Abstract:

Identifying specific RGC types may shed light on their idiosyncratic responses to neuroprotection Retinal ganglion cells (RGCs) are located in the innermost layer of the retina and are the only output retinal neurons, conveying light information to the main retinorecipient target regions of the brain responsible for the image and non-image forming visual functions. There are well over twenty RGC types, each with its own dendritic morphological and physiological characteristics, target territories and visual functions. The study of the responses of RGCs to various injury-induced or inherited retinal degenerations requires the identification of these neurons. Up to know RGCs have been identified mainly with retrograde tracers applied to their principal retinorecipient target nuclei in the brain, the superior colliculi (SCi), or to their main axonal output, the optic nerve (ON). These methods, although most efficient to label the great majority of RGCs do not allow distinction between different RGC types. Retrogradely transported tracers applied to the ON result in massive retrograde labelling of RGCs, while tracer application to the SCi labels most RGCs projecting to these nuclei as well as to neighbouring areas.

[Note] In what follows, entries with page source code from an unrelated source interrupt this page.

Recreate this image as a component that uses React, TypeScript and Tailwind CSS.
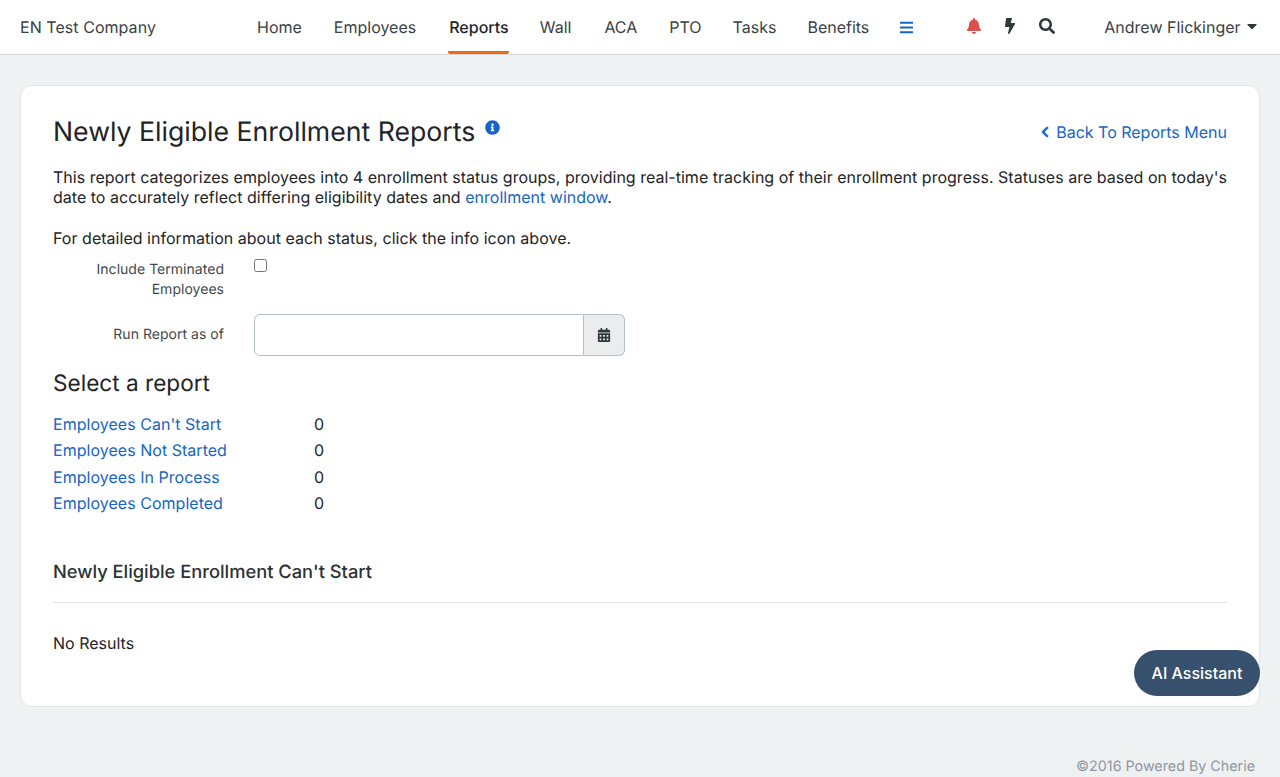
import React from 'react';
import { FaBell, FaBolt, FaSearch, FaBars, FaInfoCircle, FaChevronLeft, FaCalendarAlt, FaCaretDown } from 'react-icons/fa';

const NAV_ITEMS = ['Home', 'Employees', 'Reports', 'Wall', 'ACA', 'PTO', 'Tasks', 'Benefits'];

const REPORTS = ["Employees Can't Start", 'Employees Not Started', 'Employees In Process', 'Employees Completed'];

const navClass = (item: string) => {
  if (item === 'Reports') {
    return '-mr-px flex items-center rounded-[2px] border-b-[3px] border-[#f06a12] pl-px pt-[3px] font-medium text-[#1e2427]';
  }
  if (item === 'ACA' || item === 'PTO') return 'flex translate-x-px items-center';
  if (item === 'Benefits') return 'flex -translate-x-px items-center';
  return 'flex items-center';
};

const App: React.FC = () => {
  return (
    <div className="relative h-[777px] overflow-hidden bg-[#eff2f3] font-['Inter',sans-serif] text-[16px] text-[#1e2427] [text-rendering:geometricPrecision]">
      {/* Top nav */}
      <header className="flex h-[55px] items-center border-b border-[#d3d7d9] bg-white text-[#3a4246]">
        <div className="ml-5 w-[237px] tracking-[0.05px]">EN Test Company</div>
        <nav className="flex h-full items-stretch gap-8">
          {NAV_ITEMS.map(item => (
            <a key={item} className={navClass(item)}>
              {item}
            </a>
          ))}
          <a className="-ml-[3px] flex items-center text-[#1565c8]">
            <FaBars size={15} />
          </a>
        </nav>
        <div className="ml-[52px] flex items-center">
          <FaBell size={16} className="-translate-y-px text-[#dd4f4f]" />
          <FaBolt size={16} className="ml-[20px] -translate-y-px text-[#2f383c]" />
          <FaSearch size={16} className="ml-[21px] -translate-y-px text-[#2f383c]" />
        </div>
        <div className="ml-[49px] flex items-center gap-[3px]">
          <span>Andrew Flickinger</span>
          <FaCaretDown size={16} className="-translate-y-px text-[#2f383c]" />
        </div>
      </header>

      {/* Main card */}
      <main className="mx-5 mt-[30px] h-[622px] rounded-xl border border-[#e1e7ea] bg-white px-8 pt-[29px] tracking-[0.03px]">
        <div className="flex items-start justify-between tracking-normal">
          <div className="flex items-start">
            <h1 className="text-[26.67px] leading-[34px]">Newly Eligible Enrollment Reports</h1>
            <FaInfoCircle size={15} className="ml-[10px] mt-[5px] text-[#1565c8]" />
          </div>
          <a className="mt-[5px] flex items-center gap-[5px] leading-[24px] text-[#1565c8]">
            <FaChevronLeft size={12} className="[stroke-width:30]" />
            Back To Reports Menu
          </a>
        </div>

        <p className="mt-[18px] whitespace-nowrap leading-[20px] tracking-[0.015px]">
          This report categorizes employees into 4 enrollment status groups, providing real-time tracking of their
          enrollment progress. Statuses are based on today's
          <br />
          date to accurately reflect differing eligibility dates and <a className="text-[#1565c8]">enrollment window</a>.
        </p>
        <p className="mt-[21px] leading-[20px]">For detailed information about each status, click the info icon above.</p>

        <div className="mt-[10px] flex">
          <label className="mt-[2px] w-[171px] text-right text-[14px] leading-[20px] text-[#3f474b]">
            Include Terminated Employees
          </label>
          <input type="checkbox" className="ml-[30px] mt-[1px] h-[13px] w-[13px]" />
        </div>

        <div className="mt-[14px] flex items-center">
          <label className="w-[171px] pb-[2px] text-right text-[14px] text-[#3f474b]">Run Report as of</label>
          <div className="ml-[30px] flex h-[42px] w-[371px]">
            <input className="min-w-0 flex-1 rounded-l-md border border-[#b4c0c8] bg-white" />
            <div className="flex w-[41px] items-center justify-center rounded-r-md border border-l-0 border-[#b4c0c8] bg-[#ebeced]">
              <FaCalendarAlt size={14} className="text-[#2f383c]" />
            </div>
          </div>
        </div>

        <h2 className="mt-[14px] text-[22.6px] font-normal leading-[28px] tracking-normal">Select a report</h2>

        <div className="mt-[12.7px]">
          {REPORTS.map(report => (
            <div key={report} className="flex h-[26.4px] items-center">
              <a className="w-[261px] text-[#1565c8]">{report}</a>
              <span>0</span>
            </div>
          ))}
        </div>

        <h3 className="mt-[44px] text-[18.3px] font-medium leading-[24px] tracking-normal text-[#2b3236]">
          Newly Eligible Enrollment Can't Start
        </h3>
        <hr className="mt-[18px] border-[#e4e7e9]" />
        <p className="mt-[30px] leading-[20px] tracking-normal">No Results</p>
      </main>

      {/* Floating chat button */}
      <button className="absolute left-[1134px] top-[650px] h-[46px] w-[126px] rounded-[23px] bg-[#36506e] font-medium text-white">
        AI Assistant
      </button>

      <footer className="absolute bottom-0 left-0 right-0 flex h-5 items-center justify-end bg-[#eef1f2] pr-[25px] text-[14.3px] text-[#8e969f]">
        ©2016 Powered By Cherie
      </footer>
    </div>
  );
};

export default App;
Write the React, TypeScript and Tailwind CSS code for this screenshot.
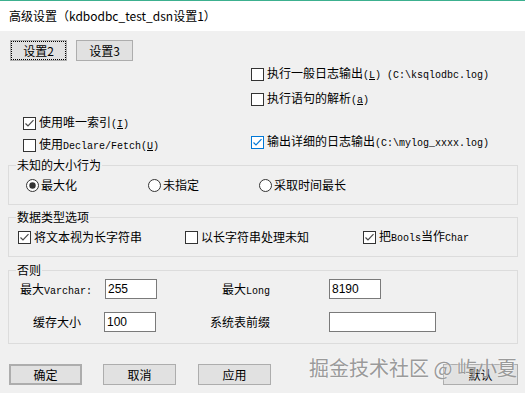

Indeed, injection into the optic tract or tracer application over the SCi may result in spurious labelling of neurons in the brain located in different neighbour areas. Prof. Manuel Vidal-Sanz (Universidad de Murcia, Spain) considered that new discoveries of suitable molecular markers to identify other types of RGCs would allow deciphering and dissecting out the responses of RGCs and thus further advance our knowledge of the molecular mechanisms in each of these types that render them susceptible and/or capable of survival, amenable to rescuing intervention or axonal regeneration. Indeed, new discoveries or characterization of molecular markers for specific types of RGCs may allow further characterization of the responses of different types of RGCs to axonal injury, such as neuronal survival, axonal regeneration, synapse formation and re-establishment of function.